Often, several rooms were built side-by-side and arranged within compounds. A
thick adobe wall enclosed an area in which one or more rooms were built. The
rooms within an adobe compound were places where people slept and kept their
possessions. Small hearths, located in the floor, were used for heat and light
while cooking was likely done in outside hearths or roasting pits.
Archaeologists observed that pithouses were
regularly arranged in groups around an open central courtyard, called a
pithouse cluster. The doorways of each pithouse tended to face inwards toward
the courtyard. People likely engaged in most activities outdoors. Other
structures were present in and around pithouse clusters. Ramadas or shade
structures gave protection from the sun during the day when people were active
Ballcourts may have been the center of village life between A.D. 750 and 1200. They were oval, bowl-shaped depressions in the ground, surrounded by earthen embankments or mounds of dirt. Archaeologists do not know what the ballgame looked like, nor that it was even a game. There is evidence ballcourts were associated with markets or trade relationships.
Native Crops Demonstration Garden
Over a thousand years ago the Salt River ran year-round, and Ancestral Sonoran Desert People constructed thousands of miles of canals to bring river water to irrigate their fields. Farmers grew corn, several types of beans, and squash (the three sisters). Crops were also grown for non-edible purposes. Cotton was a prized trade item and used to produce fiber that could be woven on a loom to create cloth.
Did Ancestral Sonoran Desert People subsist only on plants that they grew? No, they also gathered fruits and seeds from Sonoran Desert plants such as agave hearts, prickly pear pads, cholla cactus buds, mesquite tree pods, and saguaro fruits.
Portal Loop Trail
To guide your visit along this trail, we offer information that focuses on water, the environment, and Sonoran Desert wildlife.
Using their hands along with wooden and stone tools, Ancestral Sonoran Desert People built and maintained the largest prehistoric canal system in the New World.
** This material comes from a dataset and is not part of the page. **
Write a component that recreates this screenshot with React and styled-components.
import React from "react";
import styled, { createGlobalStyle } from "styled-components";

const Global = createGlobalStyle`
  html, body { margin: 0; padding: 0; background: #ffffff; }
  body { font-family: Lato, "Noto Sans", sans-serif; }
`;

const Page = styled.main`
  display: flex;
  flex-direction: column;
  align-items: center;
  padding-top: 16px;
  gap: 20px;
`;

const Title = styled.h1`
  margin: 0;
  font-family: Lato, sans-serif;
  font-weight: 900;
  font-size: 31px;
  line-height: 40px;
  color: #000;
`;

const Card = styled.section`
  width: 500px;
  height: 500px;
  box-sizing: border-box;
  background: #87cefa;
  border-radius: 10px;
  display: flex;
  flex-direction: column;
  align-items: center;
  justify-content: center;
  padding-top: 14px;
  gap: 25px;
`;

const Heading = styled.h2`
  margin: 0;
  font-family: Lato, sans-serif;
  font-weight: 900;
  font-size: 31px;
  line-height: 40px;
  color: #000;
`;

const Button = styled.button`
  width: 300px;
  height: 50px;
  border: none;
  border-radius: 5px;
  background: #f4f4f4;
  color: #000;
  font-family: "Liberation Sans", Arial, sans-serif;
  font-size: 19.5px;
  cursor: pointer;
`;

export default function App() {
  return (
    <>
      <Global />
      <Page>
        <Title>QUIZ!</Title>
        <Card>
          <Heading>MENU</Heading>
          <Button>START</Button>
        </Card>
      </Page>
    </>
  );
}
Canals were used to bring water to the villages and to irrigate thousands of acres of agricultural fields.
The location of the Pueblo Grande site, on the north side of the Salt River, was ideal for constructing canals. The bedrock outcropping between Papago Buttes and Hayden Butte directed the water flow up making it easier to build canals in this area. One of the most important aspects of canal construction is determining the gradient or slope of the canal channel. If the canal is built too steeply, the water will run too fast and erode the banks. If the slope of the canal is too gentle, then silt will build up and slow the flow of water.
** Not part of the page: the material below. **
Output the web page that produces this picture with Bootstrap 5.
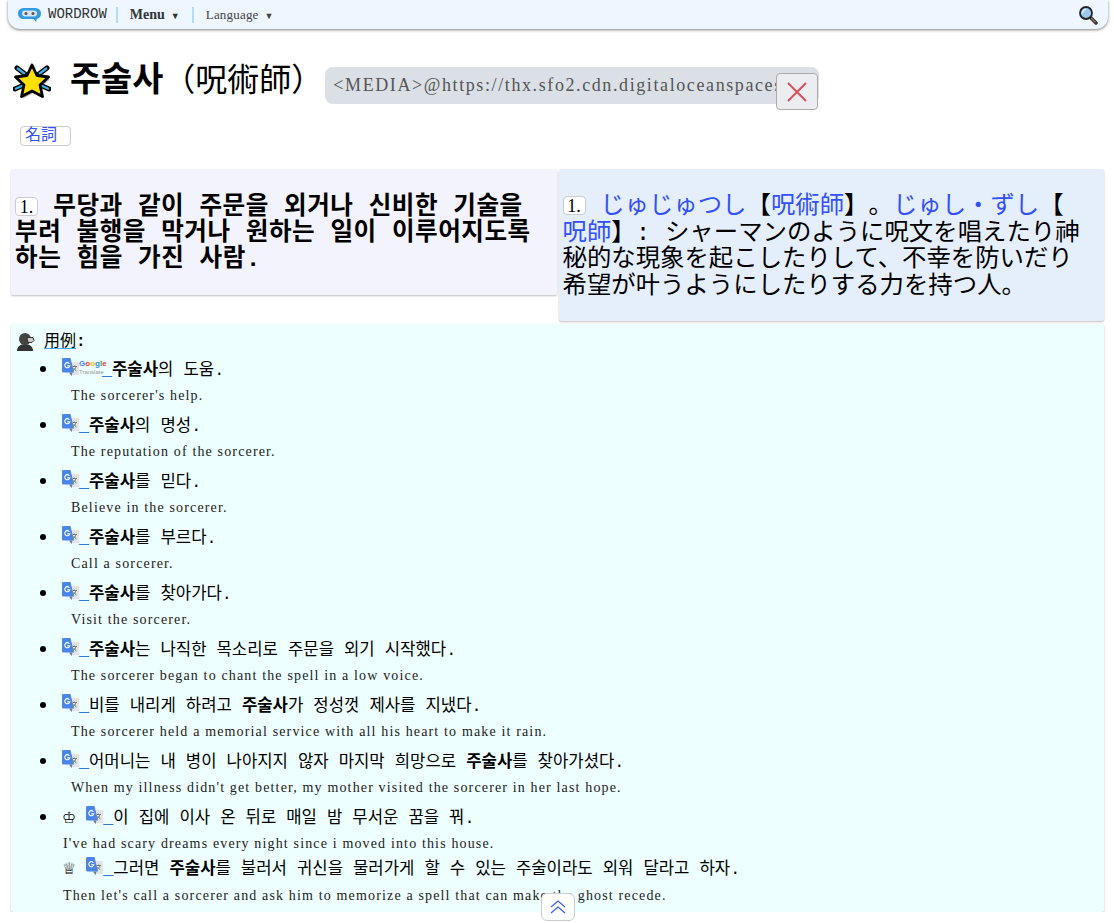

The Grand Canal, located within the boundaries of the Pueblo Grande site and next to the museum, was constructed in 1878 by Euro-American settlers. This canal is believed to have been positioned along the same pathway as canals constructed by the Ancestral Sonoran Desert People prior to A.D. 1450.
From prehistoric times until present day, canal erosion and maintenance have been an issue. For example, in 2019, the segment of the Grand Canal running next to S'edav Va'aki Museum was lined with shotcrete (concrete applied to a surface using a high-pressured hose) to help reduce erosion of the canal banks.
Along the trail, visitors will encounter three markers. Each marker contains a stylized image of a Sonoran Desert animal and a QR code that leads to an O'Odham song about that animal. The animals are an eagle, quail, and coyote. Listen to the songs sung by Gila River Indian Community Tribal Elder Barnaby Lewis.
The saguaro (pronounced Sa - WAH – ro) cactus is an indicator plant for the Sonoran Desert. If you see a saguaro, you are most likely in the Sonoran Desert. The cacti that you see at saguaro circle were transplanted to create a tranquil resting spot. These towering cacti are home to many animals such as the Gila woodpecker, purple martins, finches, and sparrows.